Bu sistemde çalışkan ve dürüst olmak en büyük erdemdir, farklı düşünmek sistemin devamı için olmazsa olmaz şartlardan birisidir. Bu tür insanlar sistemin devamı için elzem kişiler olarak kabul edilir. Hatta aynı şekilde düşünmek kopyacılık ve sıradanlık olarak kabul edilir. Bu nedenle bu sistemde farklılıklar (azınlıklar) korunur ve bu sayede günümüze kadar farklı inançlar ve kültürler asimile olmadan gelebilmiştir.
Yeni anayasa, bizim adam ve cumhuriyetin ilk yüz yılı: Yeni Anayasanın önündeki en büyük engel bizim adamdır (bizim adam yazısına bkz.). Israrla bir kez daha tekrar edelim.

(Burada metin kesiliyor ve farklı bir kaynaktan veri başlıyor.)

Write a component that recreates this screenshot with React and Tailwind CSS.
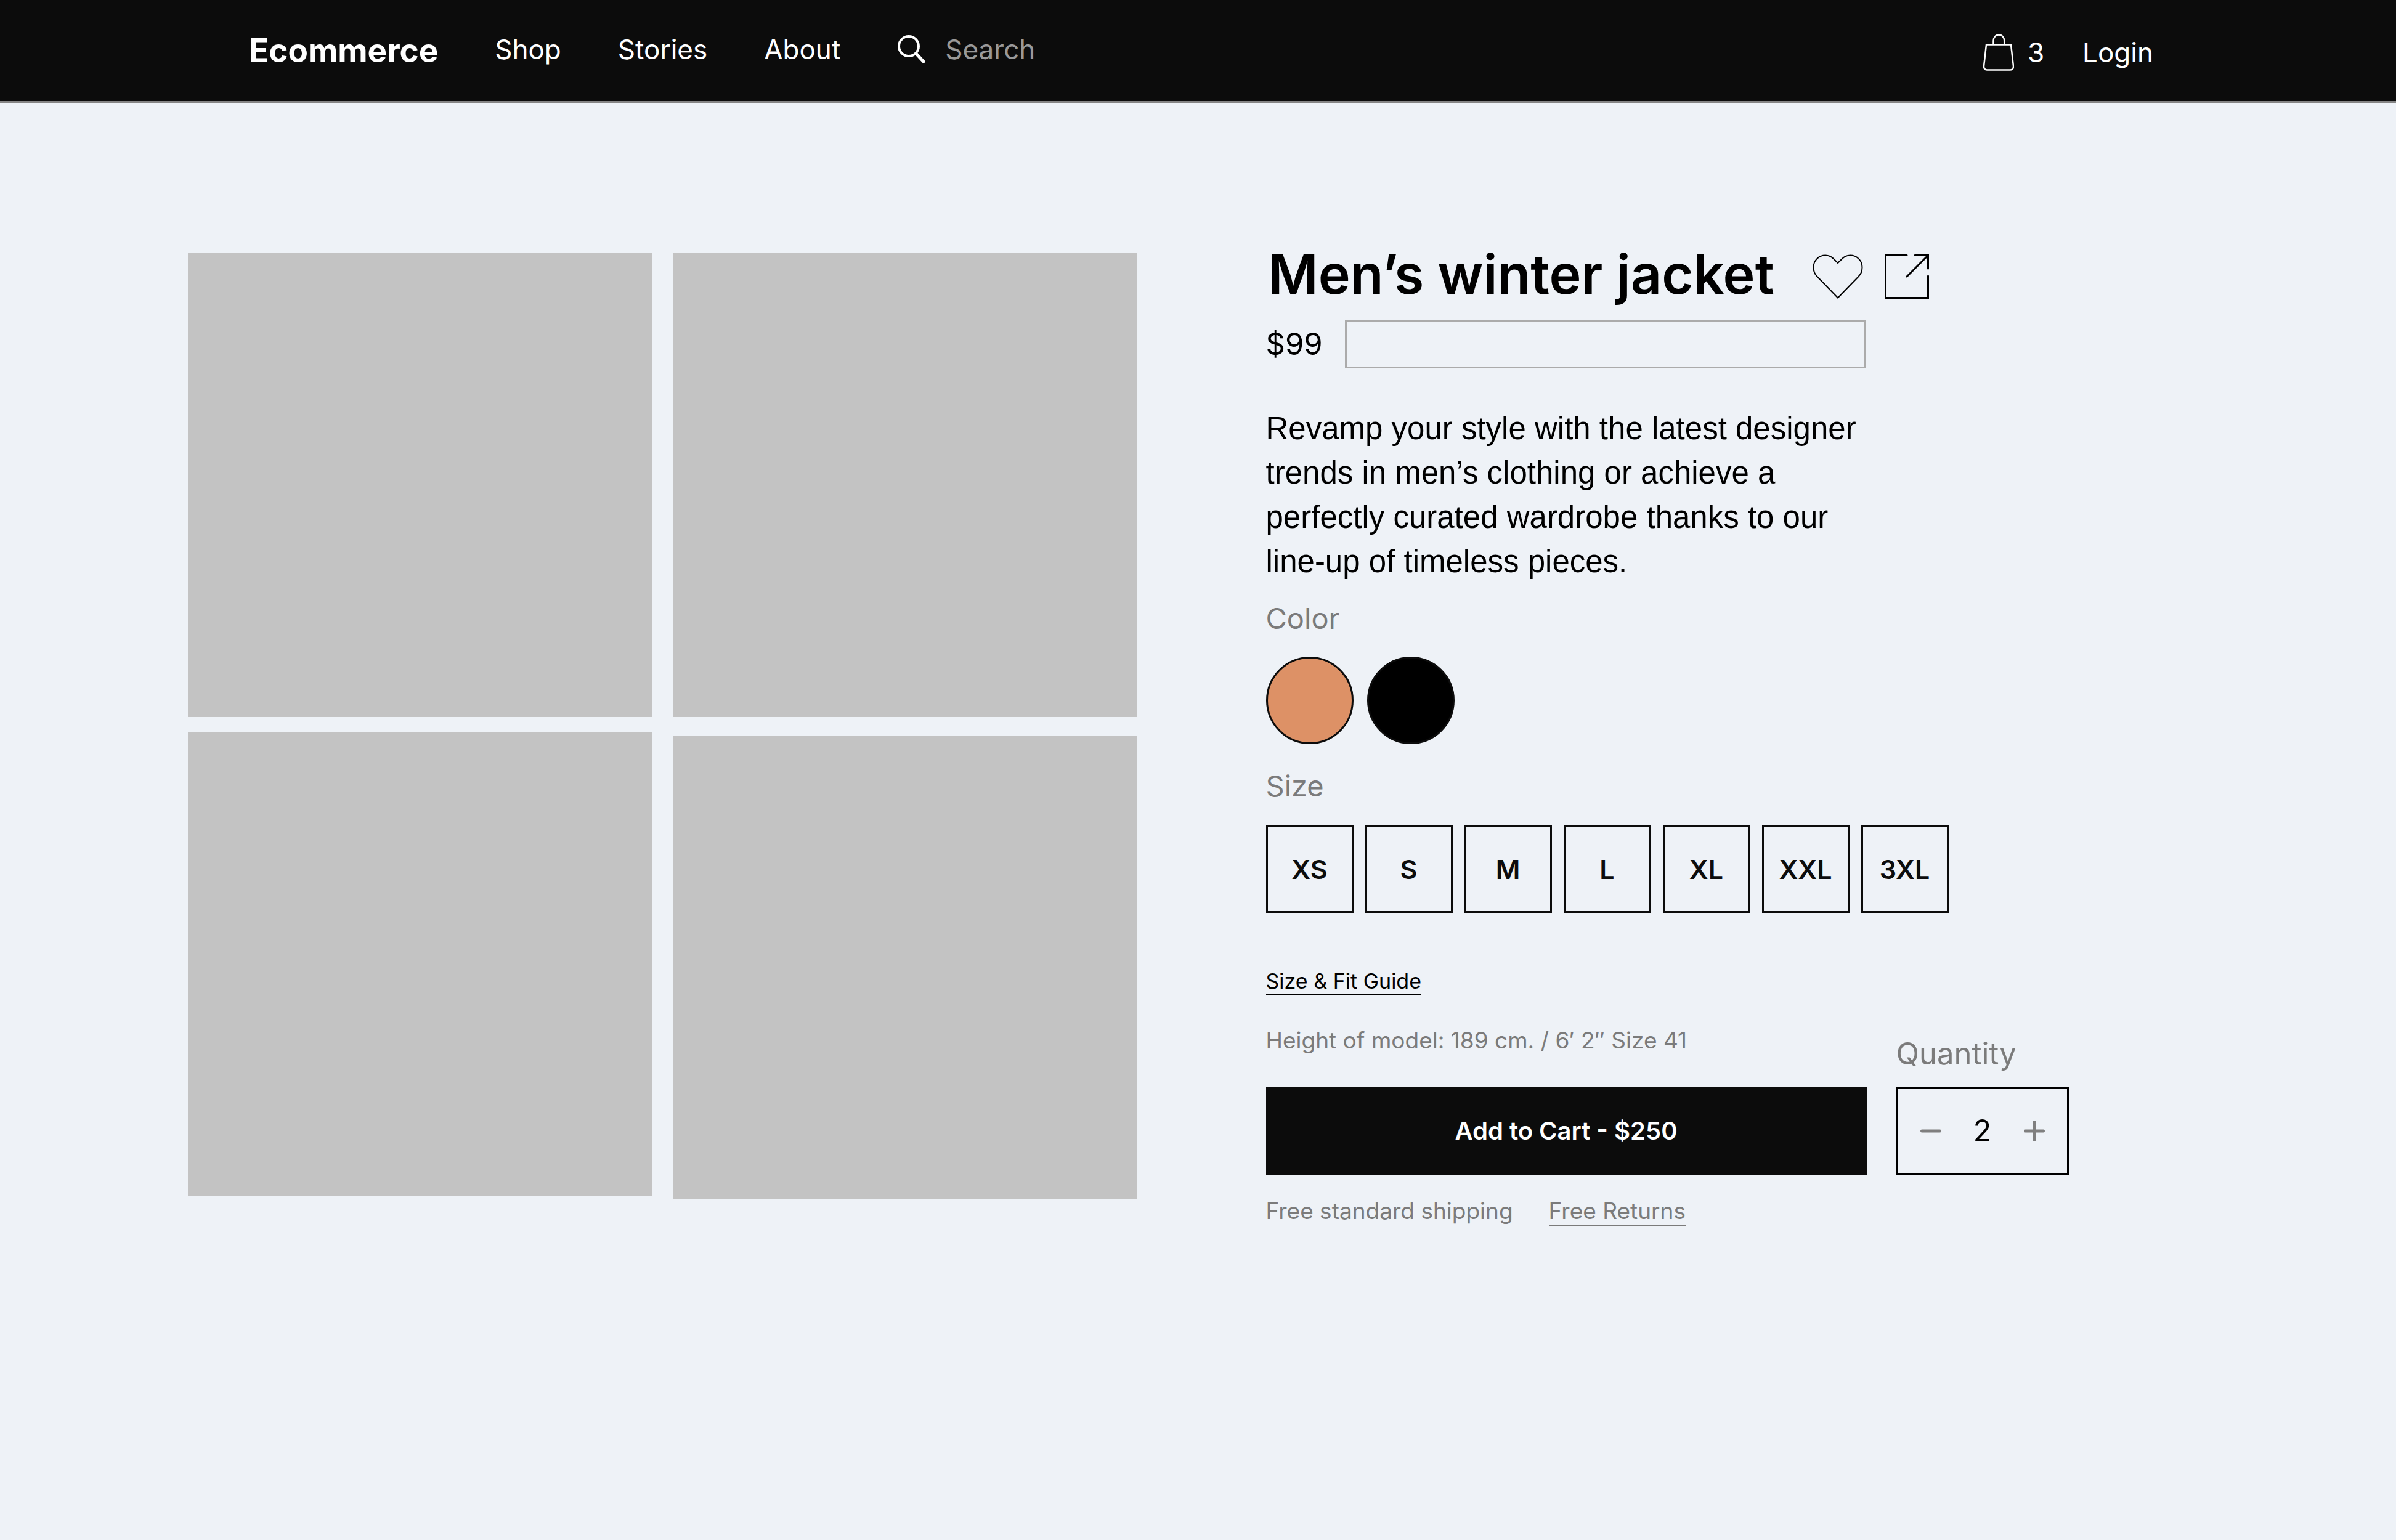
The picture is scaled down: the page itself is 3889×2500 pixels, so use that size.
const SIZES = ["XS", "S", "M", "L", "XL", "XXL", "3XL"];

const COLORS = [
  { name: "Tan", swatch: "bg-[#dd9166]" },
  { name: "Black", swatch: "bg-black" },
];

const NAV_LINKS = ["Shop", "Stories", "About"];

function SearchIcon() {
  return (
    <svg width="46" height="46" viewBox="0 0 46 46" fill="none" stroke="white" strokeWidth="4" strokeLinecap="round" aria-hidden="true">
      <circle cx="19" cy="18" r="16" />
      <path d="M31 30L43 43" strokeWidth="5" />
    </svg>
  );
}

function BagIcon() {
  return (
    <svg width="50" height="60" viewBox="0 0 50 60" fill="none" stroke="white" strokeWidth="2.500" aria-hidden="true">
      <path d="M5 17.500H45L49 52.500Q49 58.500 43.500 58.500H6.500Q1 58.500 1 52.500Z" />
      <path d="M16.500 17V11A8.800 9.500 0 0 1 34.200 11V17" />
    </svg>
  );
}

function HeartIcon() {
  return (
    <svg width="82" height="72" viewBox="0 0 82 72" fill="none" stroke="black" strokeWidth="2" aria-hidden="true">
      <path d="M41 14L34.500 7.500C30.500 3.500 26 1.500 21 1.500C10 1.500 1.500 10 1.500 21C1.500 27 3.500 32 7.500 36L41 70.500L74.500 36C78.500 32 80.500 27 80.500 21C80.500 10 72 1.500 61 1.500C56 1.500 51.500 3.500 47.500 7.500Z" />
    </svg>
  );
}

function ShareIcon() {
  return (
    <svg width="72" height="72" viewBox="0 0 72 72" fill="none" stroke="black" strokeWidth="3" strokeLinecap="round" aria-hidden="true">
      <path d="M36 1.500H1.500V70.500H70.500V35" />
      <path d="M49 1.500H70.500V23" />
      <path d="M70.500 1.500L36 36" />
    </svg>
  );
}

function Header() {
  return (
    <header className="flex h-[167px] items-center justify-between border-b-[3px] border-[#858585] bg-[#0c0c0c] pl-[404px] pr-[394px] text-[44px] leading-[56px] text-white">
      <div className="flex items-center gap-[92px]">
        <a href="#home" className="text-[53px] font-bold">Ecommerce</a>
        <nav className="flex gap-[92px] pb-1">
          {NAV_LINKS.map((label) => (
            <a key={label} href={`#${label.toLowerCase()}`}>{label}</a>
          ))}
        </nav>
        <label className="flex items-center gap-8 pb-1">
          <SearchIcon />
          <input type="search" aria-label="Search" placeholder="Search" className="w-[400px] bg-transparent outline-none placeholder:text-[#999999]" />
        </label>
      </div>
      <div className="flex items-center gap-[62px] pt-1.5">
        <button type="button" aria-label="Cart, 3 items" className="flex items-center gap-[22px]">
          <BagIcon />
          3
        </button>
        <a href="#login">Login</a>
      </div>
    </header>
  );
}

function Gallery() {
  return (
    <div className="flex flex-1 gap-[34px]">
      <div className="flex flex-1 flex-col gap-[25px]">
        <div className="aspect-square bg-[#c3c3c3]" />
        <div className="aspect-square bg-[#c3c3c3]" />
      </div>
      <div className="flex flex-1 flex-col gap-[30px]">
        <div className="aspect-square bg-[#c3c3c3]" />
        <div className="aspect-square bg-[#c3c3c3]" />
      </div>
    </div>
  );
}

function Details() {
  return (
    <section className="-mt-3 flex-1">
      <div className="flex items-center pl-1">
        <h1 className="text-[88px] font-semibold leading-[92px]">Men’s winter jacket</h1>
        <div className="ml-[62px] flex gap-[35px] pt-2">
          <button type="button" aria-label="Save to favourites"><HeartIcon /></button>
          <button type="button" aria-label="Share"><ShareIcon /></button>
        </div>
      </div>

      <div className="mt-7 flex w-[974px] items-center gap-9">
        <span className="text-[49px] leading-[56px]">$99</span>
        <input type="text" aria-label="Price note" className="h-[79px] min-w-0 flex-1 border-[3px] border-[#ababab] bg-transparent px-4 text-[37px]" />
      </div>

      <p className="mt-[62px] w-[1000px] font-['Liberation_Sans',sans-serif] text-[51px] leading-[72px]">
        Revamp your style with the latest designer trends in men’s clothing or achieve a perfectly curated wardrobe thanks to our line-up of timeless pieces.
      </p>

      <fieldset className="mt-7">
        <legend className="text-[47px] leading-[56px] text-[#7b7b7b]">Color</legend>
        <div className="mt-[34px] flex gap-[22px]">
          {COLORS.map((c) => (
            <input key={c.name} type="radio" name="color" aria-label={c.name} className={`size-[142px] appearance-none rounded-full border-[3px] border-[#0c0c0c] ${c.swatch}`} />
          ))}
        </div>
      </fieldset>

      <h2 className="mt-10 text-[47px] leading-[56px] text-[#7b7b7b]">Size</h2>
      <div className="mt-9 flex gap-[19px]">
        {SIZES.map((s) => (
          <button key={s} type="button" className="size-[142px] border-[3px] border-[#0c0c0c] text-[43px] font-semibold text-[#0c0c0c]">{s}</button>
        ))}
      </div>

      <div className="mt-[91px] flex gap-12">
        <div className="w-[975px]">
          <a href="#size-guide" className="block w-max border-b-[3px] border-black text-[34px] leading-[40px]">Size &amp; Fit Guide</a>
          <p className="mt-[49px] text-[37px] leading-[48px] text-[#7b7b7b]">Height of model: 189 cm. / 6′ 2″ Size 41</p>
          <button type="button" className="mt-[52px] h-[142px] w-full bg-[#0c0c0c] text-[40px] font-semibold text-white">Add to Cart - $250</button>
        </div>
        <div className="flex flex-col justify-end">
          <label htmlFor="quantity" className="text-[49px] leading-[56px] text-[#7b7b7b]">Quantity</label>
          <div className="mt-[26px] flex h-[142px] w-[280px] items-center justify-between border-[3px] border-black px-9">
            <button type="button" aria-label="Decrease quantity">
              <svg width="34" height="34" viewBox="0 0 34 34" stroke="#7f7f7f" strokeWidth="5" strokeLinecap="round" aria-hidden="true">
                <path d="M2.500 17H31.500" />
              </svg>
            </button>
            <input id="quantity" type="text" defaultValue="2" className="w-16 bg-transparent text-center text-[49px] leading-[56px] outline-none" />
            <button type="button" aria-label="Increase quantity">
              <svg width="34" height="34" viewBox="0 0 34 34" stroke="#7f7f7f" strokeWidth="5" strokeLinecap="round" aria-hidden="true">
                <path d="M2.500 17H31.500M17 2.500V31.500" />
              </svg>
            </button>
          </div>
        </div>
      </div>

      <div className="mt-[37px] flex items-start gap-[58px] text-[37px] leading-[44px] text-[#7b7b7b]">
        <p>Free standard shipping</p>
        <a href="#returns" className="border-b-[3px] border-[#7b7b7b]">Free Returns</a>
      </div>
    </section>
  );
}

export default function App() {
  return (
    <div className="min-h-screen bg-[#eef2f7] font-[Inter,sans-serif] text-black">
      <Header />
      <main className="flex items-start gap-[210px] pl-[305px] pr-[295px] pt-[244px]">
        <Gallery />
        <Details />
      </main>
    </div>
  );
}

Yeni anayasanın nirengi noktası onun halk cumhuriyetini yani anayasal cumhuriyeti inşa etmesine bağlıdır. Bunu da üçlü saç ayağına dayandırmıştık: Dar Bölge Seçim Sistemi, Temsilcilerin Azli ve Halk Girişimi. Yeni anayasanın meşruiyetinin kesinlikle halkın bilgilendirilmesi, aydınlatılması, karşılıklı fikir alışverişi safhasından sonra halk oyuyla kabul edilmesine bağlı olduğu düşüncesindeyiz.Darbeciler bile her ne kadar plebisit oylamalar olsa da (61 ve 82 Anayasaları) bunu bu milletten esirgememişlerdir. Türkiye gibi sahte ideolojilerle bölünmüş ülkelerde halk oylamasına sunulmadan yapılan her anayasanın kadük kalacağı kanaatindeyiz. Bu ülkenin fedakâr ve güzel insanları inancı ve etnisitesi ne olursa olsun Cumhuriyetin ilk yüz yılında Halkın Cumhuriyeti esasına (Anayasal Cumhuriyet) dayalı Yeni bir Anayasayı elbette hak etmektedir.